2. Accurate Depth measurements (by two independent methods)
Adrok’s ADR Scanner measures depths to each subsurface horizon that gives a reflectance and change of beam velocity. Adrok uses two independent methods to calculate depths to each horizon: (a) Normal Move Out (NMO), and (b) Ray Tracing. Only when both methods give the same depth measurement will Adrok’s software accept that depth reading. Adrok’s depth measurements can be used to help tie-in or improve depth measurements made by seismic tools.
3. Spectrometric measurement
The most important result of ADR’s ability to penetrate materials is that all the current imaging techniques of spectrometry become available to identify all materials encountered subsurface. Identification of these materials is based upon:
- absorption and reflection and emission of different wavelengths of electromagnetic radiation
- many different spectral harmonic relationships of components in the returned signals
After the subsurface has been divided into its geological horizons by determining its dielectric constant, spectrometry is used. The principle is as follows. The ADR system analyses many components of the return signal from a location where the geology is known and learns what return signals each material emits (i.e. the material is “typecast”). When ADR encounters an unknown material in the subsurface it compares the return signals from that material with its data base of known typecast materials until it finds a perfect, or nearest, match. The material encountered is then identified. For example, oil bearing sands, water bearing sands and shales encountered in previous wells are typecast in an area. Then the ADR response from a target formation in an undrilled prospect is compared to those typecast formations until a match is achieved. This identifies the undrilled target formation. Adrok is building a database of many different rocks containing different combinations of oil, gas, water, etc. Ultimately ADR will be able to classify geological formations encountered by comparing it with this database.
Output
For the oil industry and the mining industry, Adrok uses ADR to generate a virtual well log i.e. information equivalent to that derived from a drilled and logged well.

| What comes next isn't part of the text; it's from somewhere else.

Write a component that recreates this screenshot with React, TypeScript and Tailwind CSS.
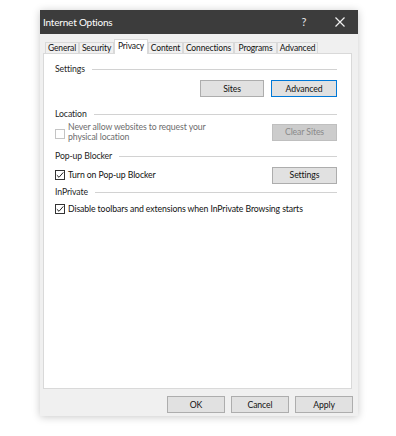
import React from "react";

const font = { fontFamily: "Lato, 'Open Sans', sans-serif" };
const txt = "text-[8.7px] tracking-[-0.1px]";

function Header({ label, top }: { label: string; top: string }) {
  return (
    <div className={`flex items-center h-[12px] ${top} pl-[11px] pr-[14px]`}>
      <span className="text-[8.7px] tracking-[-0.1px] leading-[12px] text-[#1e1e1e]">{label}</span>
      <div className="flex-1 h-px bg-[#d2d2d2] ml-[7px]" />
    </div>
  );
}

function Check({ checked, disabled }: { checked?: boolean; disabled?: boolean }) {
  return (
    <div
      className={`w-[10px] h-[10px] shrink-0 border bg-white flex items-center justify-center ${
        disabled ? "border-[#c4c4c4]" : "border-[#333333]"
      }`}
    >
      {checked && (
        <svg width="8" height="8" viewBox="0 0 8 8">
          <path d="M0.8 4.2 L3 6.3 L7.3 1.4" fill="none" stroke="#222" strokeWidth="1" />
        </svg>
      )}
    </div>
  );
}

function Btn({ label, w, variant }: { label: string; w: string; variant?: "focus" | "disabled" }) {
  const cls =
    variant === "focus"
      ? "border-[#0078d7] bg-[#e1e1e1] text-[#111]"
      : variant === "disabled"
      ? "border-[#bfbfbf] bg-[#cccccc] text-[#8a8a8a]"
      : "border-[#adadad] bg-[#e1e1e1] text-[#111]";
  return (
    <div
      className={`${w} h-[17px] border flex items-center justify-center text-[8.7px] tracking-[-0.1px] ${cls}`}
    >
      {label}
    </div>
  );
}

const tabs: { label: string; w: string }[] = [
  { label: "General", w: "w-[34px]" },
  { label: "Security", w: "w-[35px]" },
  { label: "Privacy", w: "w-[34px]" },
  { label: "Content", w: "w-[35px]" },
  { label: "Connections", w: "w-[51px]" },
  { label: "Programs", w: "w-[43px]" },
  { label: "Advanced", w: "w-[41px]" },
];

export default function App() {
  return (
    <div className="w-[396px] h-[436px] bg-white pt-[10px] pl-[40px]" style={font}>
      <div className="w-[318px] h-[406px] flex flex-col bg-[#f0f0f0] shadow-[0_1px_8px_rgba(0,0,0,0.22)]">
        {/* title bar */}
        <div className="h-[24px] bg-[#3c3c3c] flex items-center pl-[3px] text-white">
          <span className="text-[10px] tracking-[-0.2px]">Internet Options</span>
          <div className="flex-1" />
          <span className="text-[11px] w-[14px] text-center text-[#e8e8e8]">?</span>
          <div className="w-[24px]" />
          <svg width="10" height="10" viewBox="0 0 10 10" className="mr-[13px]">
            <path d="M0.5 0.5 L9.5 9.5 M9.5 0.5 L0.5 9.5" stroke="#f0f0f0" strokeWidth="1.2" />
          </svg>
        </div>
        {/* tabs */}
        <div className="h-[19px] flex items-end pl-[5px]">
          {tabs.map((t) =>
            t.label === "Privacy" ? (
              <div
                key={t.label}
                className={`${t.w} h-[15px] -mb-px relative z-10 bg-white border-x border-t border-[#d9d9d9] flex justify-center pt-[1px] text-[8.5px] tracking-[-0.15px] leading-[11px] text-[#111]`}
              >
                {t.label}
              </div>
            ) : (
              <div
                key={t.label}
                className={`${t.w} h-[11px] bg-[#f0f0f0] border-x border-t border-[#d9d9d9] flex justify-center text-[8.5px] tracking-[-0.15px] leading-[11px] text-[#111]`}
              >
                {t.label}
              </div>
            )
          )}
        </div>
        {/* panel */}
        <div className="ml-[3px] w-[309px] h-[336px] bg-white border border-[#d9d9d9] flex flex-col pt-[9px]">
          <Header label="Settings" top="" />
          <div className="flex justify-end gap-[7px] pr-[14px] mt-[5px]">
            <Btn label="Sites" w="w-[64px]" />
            <Btn label="Advanced" w="w-[66px]" variant="focus" />
          </div>
          <Header label="Location" top="mt-[11px]" />
          <div className="flex items-center pl-[11px] pr-[14px] mt-[2px] h-[20px]">
            <div className="mt-[3px]">
              <Check disabled />
            </div>
            <div className={`ml-[3px] ${txt} leading-[10px] text-[#6d6d6d]`}>
              Never allow websites to request your
              <br />
              physical location
            </div>
            <div className="flex-1" />
            <Btn label="Clear Sites" w="w-[65px]" variant="disabled" />
          </div>
          <Header label="Pop-up Blocker" top="mt-[8px]" />
          <div className="flex items-center pl-[11px] pr-[14px] mt-[5px] h-[16px]">
            <Check checked />
            <span className={`ml-[3px] ${txt} text-[#111]`}>Turn on Pop-up Blocker</span>
            <div className="flex-1" />
            <Btn label="Settings" w="w-[65px]" />
          </div>
          <Header label="InPrivate" top="mt-[3px]" />
          <div className="flex items-center pl-[11px] pr-[14px] mt-[5px] h-[12px]">
            <Check checked />
            <span className={`ml-[3px] ${txt} text-[#111]`}>
              Disable toolbars and extensions when InPrivate Browsing starts
            </span>
          </div>
        </div>
        {/* bottom buttons */}
        <div className="flex justify-end gap-[6px] pr-[5px] mt-[7px]">
          <Btn label="OK" w="w-[58px]" />
          <Btn label="Cancel" w="w-[58px]" />
          <Btn label="Apply" w="w-[58px]" />
        </div>
      </div>
    </div>
  );
}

Presently the output takes the form of:
- Spectrometric material classification of subsurface layers (Virtual log)
- Dielectric Log - showing dielectric permittivity curves to help distinguish different rock layering
- Image of the subsurface (two-dimensional Cross-Section)
Adrok can provide the outputs of its Dielectric Log and the Virtual Logs to the client in ASCII format, to allow the client to input these measurements into their own software models of the survey site(s). Adrok is presently working with oil industry technical staff to produce results in formats which will be familiar to petroleum geoscientists. Similarly, mining geologists are working with Adrok to process and interpret ADR data sets in a format that can be translated into a format that a mining geoscientist can readily understand and base informed decisions upon.
Conclusions
Adrok has developed and applied the atomic dielectric resonance (ADR) scanner to a level of determining the location of hydrocarbons prior to costly drilling programmes. This has already proved successful for various oil and gas companies. Similarly, Adrok has developed and applied a custom-made ADR scanner for minerals prospecting which has shown equally impressive results in locating the presence of subsurface precious metals.
This presentation confirms the value and merit of ADR as a new technology for hydrocarbon exploration as well as minerals prospecting.